While the XBridge Phenyl Column Chemistry provides the best separation for this sample as expected based on the poly-aromatic structure of the parent drug, the coupling of two columns with different selectivities can be beneficial for metabolism scientists seeking a more generic approach or for samples where different pairs or groups of metabolites can only be chromatographically separated with different column chemistries.

Impact of column dimensions

For the experiment illustrated in Figure 4, 3-mm I.D. columns packed with 3.5-μm particles were used instead of the 2.1-mm I.D. sub-2-μm particles traditionally used for UPLC. The main reason for their selection is that larger injection volumes are tolerated by larger I.D. columns. The loss of resolution and sensitivity is acceptable for radioactive profiling since peak width is affected by the use of relatively large admix cells that are necessary to ensure adequate residence time in the detector, which is necessary to provide the required sensitivity for the low radioactive concentrations encountered in metabolism samples. (The use of 1.7-μm particle packed 3-mm I.D. columns was not explored in this work.) 

The application of large volume injections is illustrated in Figure 4d where 900 μL of a 4 h bile sample was injected on three 3-mm I.D. columns. The ACQUITY UPLC System provided sufficient backpressure to use the three coupled columns at an optimal flow rate. The open architecture configuration makes the injection of large injection volumes possible. As a result, this bile sample of relatively low radioactive concentration could be injected on-column to deliver a good quality radiochromatogram with online radioactivity detection. Compared to the standard radio-HPLC chromatogram, shown in Figure 4a, the separation and resolution were significantly improved in an almost identical analysistime, Figures 4b and 4c.

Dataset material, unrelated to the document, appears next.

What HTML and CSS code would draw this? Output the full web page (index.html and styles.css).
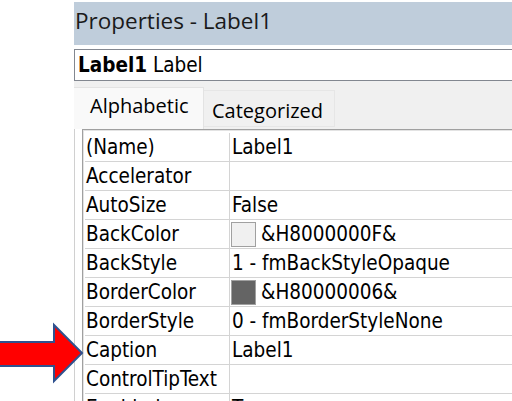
FILE: index.html
```html
<!DOCTYPE html>
<html>
<head>
<meta charset="utf-8">
<link rel="stylesheet" href="styles.css">
</head>
<body>
<div class="window">
  <div class="titlebar">Properties - Label1</div>
  <div class="namebox"><b>Label1</b> Label</div>
  <div class="tabstrip">
    <div class="tab active">Alphabetic</div>
    <div class="tab">Categorized</div>
  </div>
  <div class="page">
    <div class="grid">
      <div class="row"><div class="k">(Name)</div><div class="v">Label1</div></div>
      <div class="row"><div class="k">Accelerator</div><div class="v"></div></div>
      <div class="row"><div class="k">AutoSize</div><div class="v">False</div></div>
      <div class="row"><div class="k">BackColor</div><div class="v"><span class="sw light"></span>&amp;H8000000F&amp;</div></div>
      <div class="row"><div class="k">BackStyle</div><div class="v">1 - fmBackStyleOpaque</div></div>
      <div class="row"><div class="k">BorderColor</div><div class="v"><span class="sw dark"></span>&amp;H80000006&amp;</div></div>
      <div class="row"><div class="k">BorderStyle</div><div class="v">0 - fmBorderStyleNone</div></div>
      <div class="row"><div class="k">Caption</div><div class="v">Label1</div></div>
      <div class="row"><div class="k">ControlTipText</div><div class="v"></div></div>
      <div class="row"><div class="k">Enabled</div><div class="v">True</div></div>
    </div>
  </div>
</div>
<svg class="arrow" width="90" height="64" viewBox="0 322 90 64">
  <polygon points="-2,342 54,342 54,325 82,353 54,381 54,366 -2,366" fill="#ff0000" stroke="#2f528f" stroke-width="2" stroke-linejoin="miter"/>
</svg>
</body>
</html>
```
FILE: styles.css
```css
html, body {
  margin: 0;
  padding: 0;
  background: #ffffff;
  overflow: hidden;
  width: 512px;
  height: 401px;
}
.window {
  margin-left: 74px;
  padding-top: 2px;
  width: 460px;
}
.titlebar {
  height: 43px;
  background: #bfcddb;
  font-family: "Open Sans", sans-serif;
  font-size: 22.5px;
  line-height: 38px;
  padding-left: 1px;
  color: #1a1a1a;
  box-sizing: border-box;
}
.namebox {
  margin-top: 4px;
  height: 32px;
  border: 1px solid #828790;
  box-sizing: border-box;
  font-family: "DejaVu Sans Condensed", "DejaVu Sans", sans-serif;
  font-size: 20.5px;
  line-height: 30px;
  padding-left: 3px;
  color: #000;
  white-space: nowrap;
}
.namebox b { font-weight: bold; }
.tabstrip {
  background: #f0f0f0;
  height: 48px;
  display: flex;
  align-items: flex-end;
  box-sizing: border-box;
}
.tab {
  font-family: "Open Sans", sans-serif;
  font-size: 20px;
  color: #000;
  box-sizing: border-box;
  white-space: nowrap;
}
.tab.active {
  width: 130px;
  height: 42px;
  background: #f9f9f9;
  border-top: 1px solid #e3e3e3;
  border-right: 1px solid #e3e3e3;
  padding-left: 16px;
  line-height: 36px;
}
.tab:not(.active) {
  width: 131px;
  height: 37px;
  margin-bottom: 2px;
  border: 1px solid #e6e6e6;
  border-left: none;
  padding-left: 8px;
  line-height: 39px;
}
.page {
  background: #ffffff;
  border-left: 1px solid #d0d0d0;
  padding-left: 7px;
}
.grid {
  border-top: 1px solid #a0a0a0;
  border-left: 1px solid #a0a0a0;
  padding-top: 3px;
  padding-left: 2px;
  box-shadow: inset 1px 1px 0 #e3e3e3;
  font-family: "DejaVu Sans Condensed", "DejaVu Sans", sans-serif;
  font-size: 20.5px;
  color: #000;
}
.row {
  display: flex;
  height: 29px;
  border-bottom: 1px solid #d4d4d4;
  box-sizing: border-box;
}
.k {
  width: 143px;
  border-right: 1px solid #d4d4d4;
  padding-left: 1px;
  line-height: 28px;
  white-space: nowrap;
  overflow: hidden;
}
.v {
  flex: 1;
  padding-left: 2px;
  line-height: 28px;
  white-space: nowrap;
  display: flex;
  align-items: center;
}
.v-wide { letter-spacing: 0.2px; }
.sw {
  width: 25px;
  height: 25px;
  box-sizing: border-box;
  border: 1px solid #a0a0a0;
  margin-right: 5px;
  margin-left: -1px;
}
.sw.light { background: #f0f0f0; }
.sw.dark { background: #646464; }
.arrow {
  position: absolute;
  left: 0;
  top: 322px;
}
```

Instead of the 200 μL admix cell, a solid cell was used for the latter two radiochromatograms. From the peak width and shape obtained, it can be derived that the advancements made for the admix cells are also true for the newly-designed Berthold solid cells. A YG75-S6M solid cell (75 μL) was used for the analysis in Figure 4b, while a YG150-S6M solid cell (150 μL) was used for the analysis in Figure 4c. The YG75-S6M cell shows good resolution with sensitivity for ¹⁴C labelled compounds comparable to a 200 μL admix cell. The YG150-S6M cell is two-fold larger resulting in a two-fold longer residence time in the radiodetector. The increase in peak intensities was, however, only ± 30% relative to the smaller YG75-S6M cell. This can be explained by the increasing background noise, but more importantly by the loss in resolution caused by diffusion in the larger cell.

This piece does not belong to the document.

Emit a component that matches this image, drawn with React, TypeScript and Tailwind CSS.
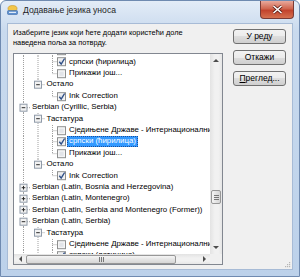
import React from "react";

type Row = {
  level: number;
  kind: "minus" | "plus" | "box";
  text: string;
  checked?: boolean;
  selected?: boolean;
  last?: boolean;
  anc?: boolean[];
};

const ROW_H = 11.4;
const CY = ROW_H / 2;
const cx = (level: number) => 9.5 + level * 14.5;

const rows: Row[] = [
  { level: 2, kind: "box", text: "Сједињене Државе - Интернационални", anc: [true, true] },
  { level: 2, kind: "box", checked: true, text: "српски (ћирилица)", anc: [true, true] },
  { level: 2, kind: "box", text: "Прикажи још...", last: true, anc: [true, true] },
  { level: 1, kind: "minus", text: "Остало", last: true, anc: [true] },
  { level: 2, kind: "box", checked: true, text: "Ink Correction", last: true, anc: [true, false] },
  { level: 0, kind: "minus", text: "Serbian (Cyrillic, Serbia)" },
  { level: 1, kind: "minus", text: "Тастатура", anc: [true] },
  { level: 2, kind: "box", text: "Сједињене Државе - Интернационални", anc: [true, true] },
  { level: 2, kind: "box", checked: true, selected: true, text: "српски (ћирилица)", anc: [true, true] },
  { level: 2, kind: "box", text: "Прикажи још...", last: true, anc: [true, true] },
  { level: 1, kind: "minus", text: "Остало", last: true, anc: [true] },
  { level: 2, kind: "box", checked: true, text: "Ink Correction", last: true, anc: [true, false] },
  { level: 0, kind: "plus", text: "Serbian (Latin, Bosnia and Herzegovina)" },
  { level: 0, kind: "plus", text: "Serbian (Latin, Montenegro)" },
  { level: 0, kind: "plus", text: "Serbian (Latin, Serbia and Montenegro (Former))" },
  { level: 0, kind: "minus", text: "Serbian (Latin, Serbia)" },
  { level: 1, kind: "minus", text: "Тастатура", anc: [true] },
  { level: 2, kind: "box", text: "Сједињене Државе - Интернационални", anc: [true, true] },
  { level: 2, kind: "box", checked: true, text: "српски (латиница)", anc: [true, true] },
];

const DOT = { stroke: "#a0a0a0", strokeWidth: 1, strokeDasharray: "1 1" };

function TreeGutter({ row }: { row: Row }) {
  const x = cx(row.level);
  const w = row.kind === "box" ? 53 : x + 6.5;
  const anc = row.anc ?? [];
  return (
    <svg width={w} height={ROW_H} className="shrink-0">
      {anc.map((on, k) =>
        on ? <line key={k} x1={cx(k)} y1={0} x2={cx(k)} y2={ROW_H} {...DOT} /> : null
      )}
      <line x1={x} y1={0} x2={x} y2={row.last ? CY : ROW_H} {...DOT} />
      {row.kind === "box" ? (
        <>
          <line x1={x} y1={CY} x2={x + 4.5} y2={CY} {...DOT} />
          <rect x={43.5} y={CY - 4} width={8} height={8} fill="#f4f4f4" stroke="#8e8f8f" />
          <rect x={45} y={CY - 2.5} width={5} height={5} fill="#e2e4e8" stroke="#f8f8f8" strokeWidth={0.6} />
          {row.checked && (
            <path
              d={`M45.3 ${CY} L47.2 ${CY + 2.4} L50.6 ${CY - 3.2}`}
              fill="none"
              stroke="#2f4f86"
              strokeWidth={1.4}
            />
          )}
        </>
      ) : (
        <>
          <line x1={x + 3.5} y1={CY} x2={x + 6.5} y2={CY} {...DOT} />
          <rect x={x - 3.5} y={CY - 3.5} width={7} height={7} fill="#f2f2f2" stroke="#8f9aa8" />
          <line x1={x - 1.8} y1={CY} x2={x + 1.8} y2={CY} stroke="#2b2b2b" />
          {row.kind === "plus" && <line x1={x} y1={CY - 1.8} x2={x} y2={CY + 1.8} stroke="#2b2b2b" />}
        </>
      )}
    </svg>
  );
}

function Arrow({ dir }: { dir: "up" | "down" | "left" | "right" }) {
  const pts = {
    up: "1,4 7,4 4,1",
    down: "1,1 7,1 4,4",
    left: "4,1 4,7 1,4",
    right: "1,1 1,7 4,4",
  }[dir];
  const vert = dir === "up" || dir === "down";
  return (
    <svg width={vert ? 8 : 5} height={vert ? 5 : 8}>
      <polygon points={pts} fill="#4d4d4d" />
    </svg>
  );
}

function Grip({ vertical }: { vertical?: boolean }) {
  return (
    <div className={vertical ? "flex flex-col gap-[1px]" : "flex gap-[1px]"}>
      {[0, 1, 2].map((i) => (
        <div key={i} className={vertical ? "h-[1px] w-[5px] bg-[#777]" : "w-[1px] h-[5px] bg-[#777]"} />
      ))}
    </div>
  );
}

function Button({ children }: { children: React.ReactNode }) {
  return (
    <div className="h-[15px] w-[53px] rounded-[3px] border border-[#707070] bg-[linear-gradient(#f2f2f2_0%,#ebebeb_50%,#dddddd_50%,#cfcfcf_100%)] flex items-center justify-center text-[8.5px] text-black">
      {children}
    </div>
  );
}

export default function App() {
  return (
    <div className="w-[300px] h-[277px] flex flex-col rounded-t-[6px] border border-[#6f8ab0] bg-[linear-gradient(#e3ecf7,#c9daee_30px,#bcd1ea)] font-['Liberation_Sans',Arial,sans-serif] overflow-hidden">
      {/* Title bar */}
      <div className="h-[22px] flex items-start shrink-0">
        <svg width="11" height="10" className="ml-[6px] mt-[4px]">
          <ellipse cx="5.5" cy="3.5" rx="4.5" ry="3" fill="#f3c64a" stroke="#c9951f" strokeWidth="0.6" />
          <rect x="0.5" y="5.5" width="10" height="4" rx="1" fill="#5d8fcf" stroke="#3a6aa8" strokeWidth="0.6" />
          <rect x="2" y="6.8" width="7" height="1.2" fill="#dfeaf7" />
        </svg>
        <span className="ml-[5px] mt-[4px] text-[8.6px] text-[#1e1e1e] leading-[10px]">Додавање језика уноса</span>
        <div className="ml-auto mr-[5px] h-[18px] w-[34px] rounded-b-[4px] border border-t-0 border-[#7a3a35] bg-[linear-gradient(#e9a99c,#d0664f_45%,#c2432d_55%,#d5704f)] flex items-center justify-center">
          <svg width="11" height="9">
            <path d="M1.5 1 L9.5 8 M9.5 1 L1.5 8" stroke="#5a1e18" strokeWidth="3" />
            <path d="M1.5 1 L9.5 8 M9.5 1 L1.5 8" stroke="#fff" strokeWidth="1.6" />
          </svg>
        </div>
      </div>

      {/* Client area */}
      <div className="relative flex-1 mx-[6px] mb-[6px] border border-[#a7bbd6] bg-[#f0f0f0] flex pl-[5px] pr-[6px]">
        <div className="flex flex-col">
          <p className="mt-[4px] text-[7.4px] leading-[10px] text-black whitespace-nowrap">
            Изаберите језик који ћете додати користећи доле
            <br />
            наведена поља за потврду.
          </p>
          <div className="mt-[5px] w-[210px] h-[212px] border border-[#828790] bg-white flex flex-col">
            <div className="flex flex-1 min-h-0">
              <div className="flex-1 overflow-hidden">
                <div className="mt-[-9px] text-[7.85px] text-black">
                  {rows.map((r, i) => (
                    <div key={i} className="h-[11.4px] flex items-center whitespace-nowrap">
                      <TreeGutter row={r} />
                      <span
                        className={
                          r.selected
                            ? "px-[1px] leading-[8.8px] border border-dotted border-[#1c4f9a] bg-[#3399ff] text-white"
                            : "px-[1px] leading-[8.8px] border border-transparent"
                        }
                      >
                        {r.text}
                      </span>
                    </div>
                  ))}
                </div>
              </div>
              {/* Vertical scrollbar */}
              <div className="w-[12px] flex flex-col bg-[linear-gradient(90deg,#e3e3e3,#f1f1f1_40%,#f1f1f1_70%,#e6e6e6)]">
                <div className="h-[13px] flex items-center justify-center">
                  <Arrow dir="up" />
                </div>
                <div className="flex-1">
                  <div className="mt-[123px] mx-auto w-[10px] h-[14px] rounded-[2px] border border-[#979797] bg-[linear-gradient(90deg,#f5f5f5,#e4e4e4_50%,#d6d6d6)] flex items-center justify-center">
                    <Grip vertical />
                  </div>
                </div>
                <div className="h-[13px] flex items-center justify-center">
                  <Arrow dir="down" />
                </div>
              </div>
            </div>
            {/* Horizontal scrollbar */}
            <div className="h-[10px] flex shrink-0">
              <div className="flex-1 flex bg-[linear-gradient(#e3e3e3,#f1f1f1_40%,#f1f1f1_70%,#e6e6e6)]">
                <div className="w-[12px] flex items-center justify-center">
                  <Arrow dir="left" />
                </div>
                <div className="flex-1 flex items-center">
                  <div className="w-[150px] h-[9px] rounded-[2px] border border-[#979797] bg-[linear-gradient(#f5f5f5,#e4e4e4_50%,#d6d6d6)] flex items-center justify-center">
                    <Grip />
                  </div>
                </div>
                <div className="w-[12px] flex items-center justify-center">
                  <Arrow dir="right" />
                </div>
              </div>
              <div className="w-[12px] bg-[#f0f0f0]" />
            </div>
          </div>
        </div>

        <div className="ml-auto mt-[5px] flex flex-col gap-[6px]">
          <Button>У реду</Button>
          <Button>Откажи</Button>
          <Button>
            <span>
              <span className="underline">П</span>реглед...
            </span>
          </Button>
        </div>

        <svg width="6" height="6" className="absolute right-[1px] bottom-[1px]">
          <rect x="4" y="0" width="1.2" height="1.2" fill="#b5b5b5" />
          <rect x="2" y="2" width="1.2" height="1.2" fill="#b5b5b5" />
          <rect x="4" y="2" width="1.2" height="1.2" fill="#b5b5b5" />
          <rect x="0" y="4" width="1.2" height="1.2" fill="#b5b5b5" />
          <rect x="2" y="4" width="1.2" height="1.2" fill="#b5b5b5" />
          <rect x="4" y="4" width="1.2" height="1.2" fill="#b5b5b5" />
        </svg>
      </div>
    </div>
  );
}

This application note demonstrates how the combination of Open Architecture UPLC with online radioactivity detection equipped with newly-designed admix or solid cells can significantly improve the separation and data quality for the identification of radio labelled metabolites. When used with coupled, large I.D. columns, the Open Architecture UPLC System enables the injection of large volumes of metabolite samples with low radioactive concentrations. By coupling columns, different column chemistries can be combined, which provides additional selectivity for the separation.

1. Cuyckens F., Koppen V., Kembuegler R., Leclercq L. (2008) Improved liquid chromatography-online radioactivity detection for metabolite profiling. J. Chromatogr. A 1029, 128-135.
2. Franck D., Nann H., Davy P., Schubiger P.A., Ametamey S.M. (2009) Faster analysis of radiopharmaceuticals using ultra performance liquid chromatography (UPLC) in combination with low volume radio flow cell. Appl. Radiat. Isot. 67, 1068-1070.